THE BETROTHED WIFE’S VOW, Numbers 30:6-8.
Here the affianced husband seems to sustain to the wife the same relation, in the matter of vows, as the father does to the daughter.
THE VOW OF THE WIDOW AND OF THE DIVORCED WIFE, Numbers 30:9.
Such a vow must be paid, because both the widow and the divorced wife are free from the law of the husband and the father also. According to the rabbins, marriage to a second husband before the vow is performed has no effect upon the vow. It is not in his power to make it void.
THE VOW OF THE WIFE, Numbers 30:10-16.
In this case the silence of the husband cognizant of the vow gives consent, but his immediate protest annuls the obligation.
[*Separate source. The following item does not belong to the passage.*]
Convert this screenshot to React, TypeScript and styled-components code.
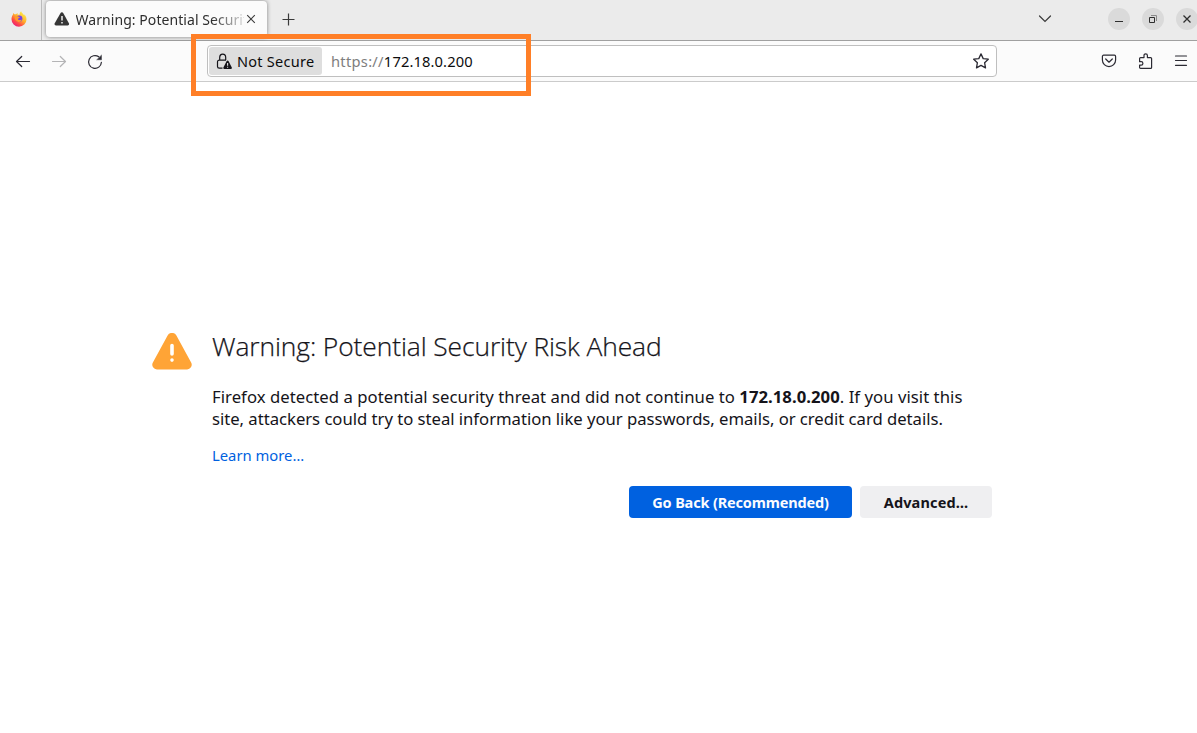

13. To afflict the soul This was usually done by fasting. Leviticus 16:29, note. The Jewish teachers infer from this verse, that although the father may annul all the vows of his daughter, yet the husband only has authority over his wife’s vow to afflict her soul.
14. From day to day His power to make void his wife’s vow expired after the day that he heard it. Numbers 30:8.
15. He shall bear her iniquity The punishment for the broken vow of his wife. A sin offering must be presented by him to expiate her sin.
Leviticus 5:4-13, notes. If this is omitted he must bear the penalty.
Leviticus 5:1, note. “From which we learn,” says Jarchi, “that he who is the cause of offence unto his neighbour shall come in his stead unto all punishments.”